Between 1993 and 2010, men showed considerable improvement in their stroke risk, but women did not show a statistically significant drop, report researchers.
“For decades, women had a lower overall stroke rate than men, but now men appear to be approaching similar rates…”
In the paper in the journal Neurology, Tracy Madsen, an assistant professor of emergency medicine at Brown University’s Warren Alpert Medical School, and colleagues analyzed data on strokes occurring in a population of 1.3 million people age 20 or older living in a five-county area of southwest Ohio and northern Kentucky.
For men, the rate dropped from 263 strokes per 100,000 to 192 per 100,000 over the study period. Among women, the rate decreased from 217 strokes per 100,000 to 198 per 100,000, which is not a statistically significant difference.

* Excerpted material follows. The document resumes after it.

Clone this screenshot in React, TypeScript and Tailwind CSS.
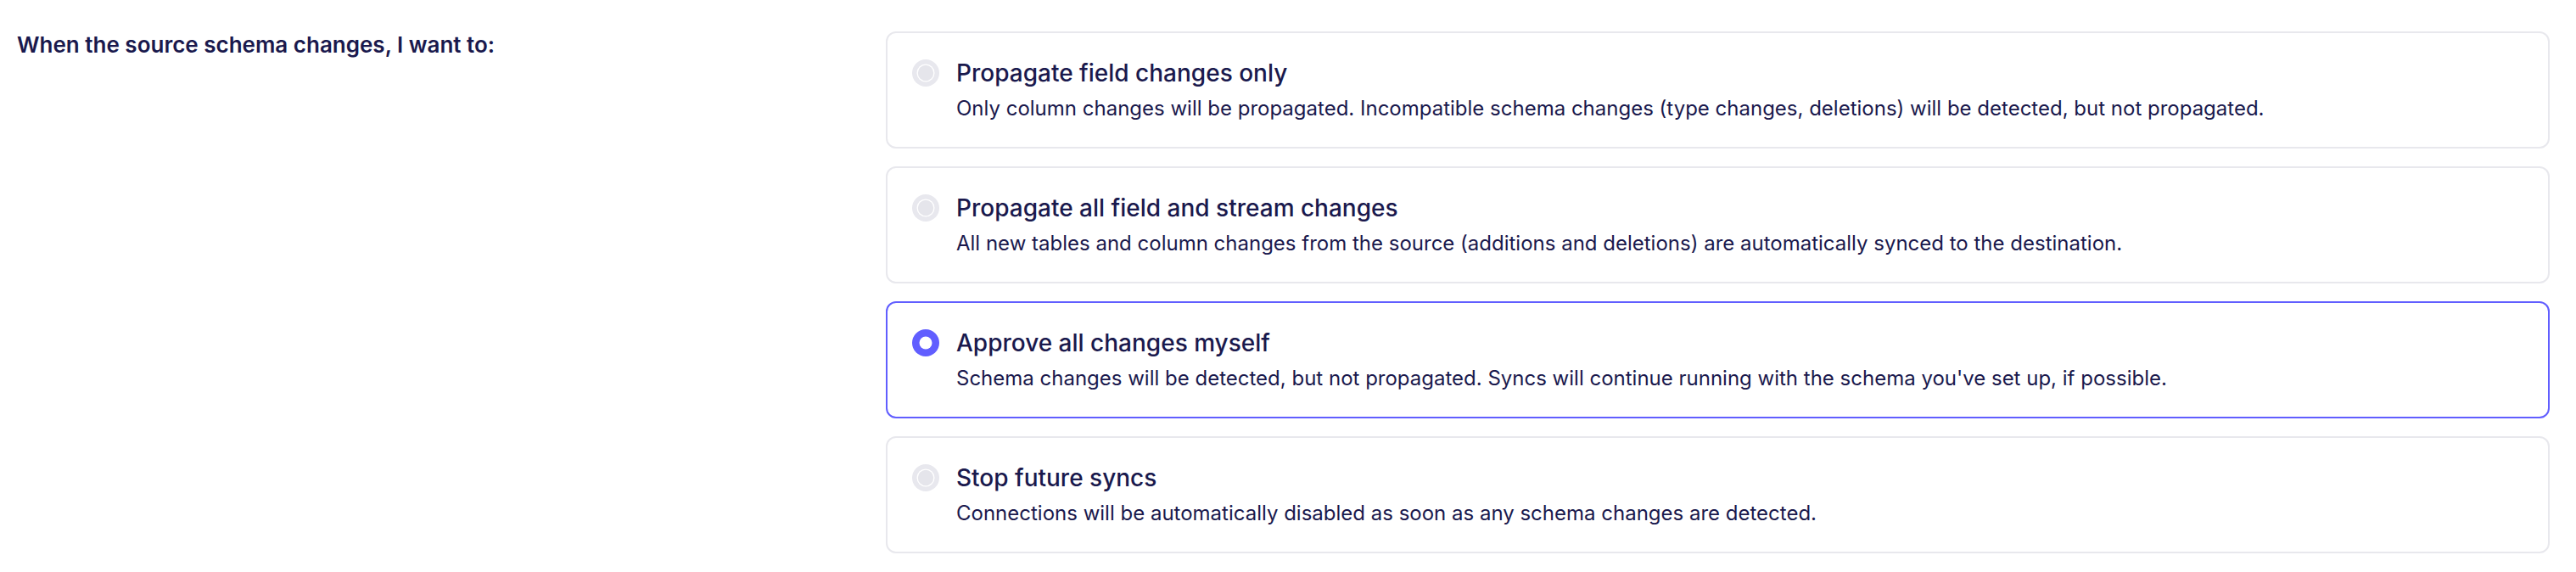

In an American Academy of Neurology news story about the study, Madsen says the data do not explain why men have shown such improvement while women have not.
“For decades, women had a lower overall stroke rate than men, but now men appear to be approaching similar rates; while that is a good thing, it leaves one to wonder why women’s rates are not going down as well,” Madsen says. “At the end of our study, stroke rates for men and women were nearly the same.
“The overall decrease in stroke is clearly driven by men having fewer strokes caused by lack of blood flow to the brain resulting from blocked arteries or clots,” Madsen adds. “What is not clear is why stroke rates for women remained stable while the rates for men decreased.”
The National Institute of Neurological Disorders and Stroke supported the work.